__TASK DESCRIPTION__: Every line below is to be copied exactly, with the pictures left out.

__SOURCE MATERIAL__:
====
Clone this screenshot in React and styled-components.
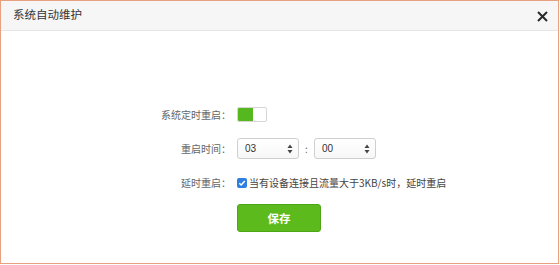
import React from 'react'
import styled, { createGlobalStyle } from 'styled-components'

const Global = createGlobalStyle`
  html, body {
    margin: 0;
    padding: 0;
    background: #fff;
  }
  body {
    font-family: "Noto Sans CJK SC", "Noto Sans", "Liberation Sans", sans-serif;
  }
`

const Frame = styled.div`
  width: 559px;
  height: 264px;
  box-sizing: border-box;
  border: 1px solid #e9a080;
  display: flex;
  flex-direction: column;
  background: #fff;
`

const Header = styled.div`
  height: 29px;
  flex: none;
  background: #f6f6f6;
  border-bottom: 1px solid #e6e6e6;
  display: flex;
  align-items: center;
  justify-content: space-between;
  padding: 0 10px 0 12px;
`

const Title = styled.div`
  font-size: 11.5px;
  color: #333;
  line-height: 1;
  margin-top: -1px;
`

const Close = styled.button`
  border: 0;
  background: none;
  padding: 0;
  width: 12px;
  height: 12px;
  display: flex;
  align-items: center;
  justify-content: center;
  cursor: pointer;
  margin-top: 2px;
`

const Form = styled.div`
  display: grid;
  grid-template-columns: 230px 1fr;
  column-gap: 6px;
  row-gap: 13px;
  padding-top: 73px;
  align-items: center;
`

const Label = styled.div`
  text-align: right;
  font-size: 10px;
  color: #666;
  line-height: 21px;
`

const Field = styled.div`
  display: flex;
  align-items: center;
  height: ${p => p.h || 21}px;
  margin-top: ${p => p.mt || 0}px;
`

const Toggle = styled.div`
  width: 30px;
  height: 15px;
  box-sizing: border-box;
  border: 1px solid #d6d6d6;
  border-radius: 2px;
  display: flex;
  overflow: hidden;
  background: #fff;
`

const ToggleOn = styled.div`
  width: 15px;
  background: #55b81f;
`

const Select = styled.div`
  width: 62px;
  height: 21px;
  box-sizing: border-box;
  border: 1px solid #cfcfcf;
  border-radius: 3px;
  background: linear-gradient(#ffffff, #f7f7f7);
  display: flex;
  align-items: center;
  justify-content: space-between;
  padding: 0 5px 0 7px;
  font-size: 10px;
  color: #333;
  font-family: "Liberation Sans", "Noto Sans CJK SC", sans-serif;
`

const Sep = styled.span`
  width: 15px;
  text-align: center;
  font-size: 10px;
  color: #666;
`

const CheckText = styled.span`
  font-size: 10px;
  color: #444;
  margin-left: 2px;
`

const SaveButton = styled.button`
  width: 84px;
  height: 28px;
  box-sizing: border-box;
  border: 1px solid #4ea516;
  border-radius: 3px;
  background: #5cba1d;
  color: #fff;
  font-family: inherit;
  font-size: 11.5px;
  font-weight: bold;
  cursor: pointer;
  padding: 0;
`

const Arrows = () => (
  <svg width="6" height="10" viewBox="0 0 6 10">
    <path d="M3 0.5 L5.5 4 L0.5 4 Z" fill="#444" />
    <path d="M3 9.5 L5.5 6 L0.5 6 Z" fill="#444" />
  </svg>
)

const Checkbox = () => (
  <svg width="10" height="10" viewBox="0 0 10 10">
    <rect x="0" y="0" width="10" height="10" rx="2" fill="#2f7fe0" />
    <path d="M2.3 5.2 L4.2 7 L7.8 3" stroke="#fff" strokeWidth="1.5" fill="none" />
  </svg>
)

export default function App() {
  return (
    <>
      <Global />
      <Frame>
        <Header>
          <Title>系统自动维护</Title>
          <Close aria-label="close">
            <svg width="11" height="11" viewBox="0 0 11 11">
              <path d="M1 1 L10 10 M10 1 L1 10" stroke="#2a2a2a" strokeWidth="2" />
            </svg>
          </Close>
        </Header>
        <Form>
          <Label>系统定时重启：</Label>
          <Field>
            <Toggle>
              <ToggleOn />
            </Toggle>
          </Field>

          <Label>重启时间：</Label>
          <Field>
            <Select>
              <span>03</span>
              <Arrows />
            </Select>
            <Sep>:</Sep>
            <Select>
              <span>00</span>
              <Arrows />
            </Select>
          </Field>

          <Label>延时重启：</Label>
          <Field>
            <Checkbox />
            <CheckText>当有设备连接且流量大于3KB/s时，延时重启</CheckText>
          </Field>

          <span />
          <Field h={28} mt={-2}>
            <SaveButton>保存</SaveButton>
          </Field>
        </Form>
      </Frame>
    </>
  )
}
====
__WRITTEN ANSWER__:
Clone this screenshot in React and styled-components.
import React from 'react'
import styled, { createGlobalStyle } from 'styled-components'

const Global = createGlobalStyle`
  html, body {
    margin: 0;
    padding: 0;
    background: #fff;
  }
  body {
    font-family: "Noto Sans CJK SC", "Noto Sans", "Liberation Sans", sans-serif;
  }
`

const Frame = styled.div`
  width: 559px;
  height: 264px;
  box-sizing: border-box;
  border: 1px solid #e9a080;
  display: flex;
  flex-direction: column;
  background: #fff;
`

const Header = styled.div`
  height: 29px;
  flex: none;
  background: #f6f6f6;
  border-bottom: 1px solid #e6e6e6;
  display: flex;
  align-items: center;
  justify-content: space-between;
  padding: 0 10px 0 12px;
`

const Title = styled.div`
  font-size: 11.5px;
  color: #333;
  line-height: 1;
  margin-top: -1px;
`

const Close = styled.button`
  border: 0;
  background: none;
  padding: 0;
  width: 12px;
  height: 12px;
  display: flex;
  align-items: center;
  justify-content: center;
  cursor: pointer;
  margin-top: 2px;
`

const Form = styled.div`
  display: grid;
  grid-template-columns: 230px 1fr;
  column-gap: 6px;
  row-gap: 13px;
  padding-top: 73px;
  align-items: center;
`

const Label = styled.div`
  text-align: right;
  font-size: 10px;
  color: #666;
  line-height: 21px;
`

const Field = styled.div`
  display: flex;
  align-items: center;
  height: ${p => p.h || 21}px;
  margin-top: ${p => p.mt || 0}px;
`

const Toggle = styled.div`
  width: 30px;
  height: 15px;
  box-sizing: border-box;
  border: 1px solid #d6d6d6;
  border-radius: 2px;
  display: flex;
  overflow: hidden;
  background: #fff;
`

const ToggleOn = styled.div`
  width: 15px;
  background: #55b81f;
`

const Select = styled.div`
  width: 62px;
  height: 21px;
  box-sizing: border-box;
  border: 1px solid #cfcfcf;
  border-radius: 3px;
  background: linear-gradient(#ffffff, #f7f7f7);
  display: flex;
  align-items: center;
  justify-content: space-between;
  padding: 0 5px 0 7px;
  font-size: 10px;
  color: #333;
  font-family: "Liberation Sans", "Noto Sans CJK SC", sans-serif;
`

const Sep = styled.span`
  width: 15px;
  text-align: center;
  font-size: 10px;
  color: #666;
`

const CheckText = styled.span`
  font-size: 10px;
  color: #444;
  margin-left: 2px;
`

const SaveButton = styled.button`
  width: 84px;
  height: 28px;
  box-sizing: border-box;
  border: 1px solid #4ea516;
  border-radius: 3px;
  background: #5cba1d;
  color: #fff;
  font-family: inherit;
  font-size: 11.5px;
  font-weight: bold;
  cursor: pointer;
  padding: 0;
`

const Arrows = () => (
  <svg width="6" height="10" viewBox="0 0 6 10">
    <path d="M3 0.5 L5.5 4 L0.5 4 Z" fill="#444" />
    <path d="M3 9.5 L5.5 6 L0.5 6 Z" fill="#444" />
  </svg>
)

const Checkbox = () => (
  <svg width="10" height="10" viewBox="0 0 10 10">
    <rect x="0" y="0" width="10" height="10" rx="2" fill="#2f7fe0" />
    <path d="M2.3 5.2 L4.2 7 L7.8 3" stroke="#fff" strokeWidth="1.5" fill="none" />
  </svg>
)

export default function App() {
  return (
    <>
      <Global />
      <Frame>
        <Header>
          <Title>系统自动维护</Title>
          <Close aria-label="close">
            <svg width="11" height="11" viewBox="0 0 11 11">
              <path d="M1 1 L10 10 M10 1 L1 10" stroke="#2a2a2a" strokeWidth="2" />
            </svg>
          </Close>
        </Header>
        <Form>
          <Label>系统定时重启：</Label>
          <Field>
            <Toggle>
              <ToggleOn />
            </Toggle>
          </Field>

          <Label>重启时间：</Label>
          <Field>
            <Select>
              <span>03</span>
              <Arrows />
            </Select>
            <Sep>:</Sep>
            <Select>
              <span>00</span>
              <Arrows />
            </Select>
          </Field>

          <Label>延时重启：</Label>
          <Field>
            <Checkbox />
            <CheckText>当有设备连接且流量大于3KB/s时，延时重启</CheckText>
          </Field>

          <span />
          <Field h={28} mt={-2}>
            <SaveButton>保存</SaveButton>
          </Field>
        </Form>
      </Frame>
    </>
  )
}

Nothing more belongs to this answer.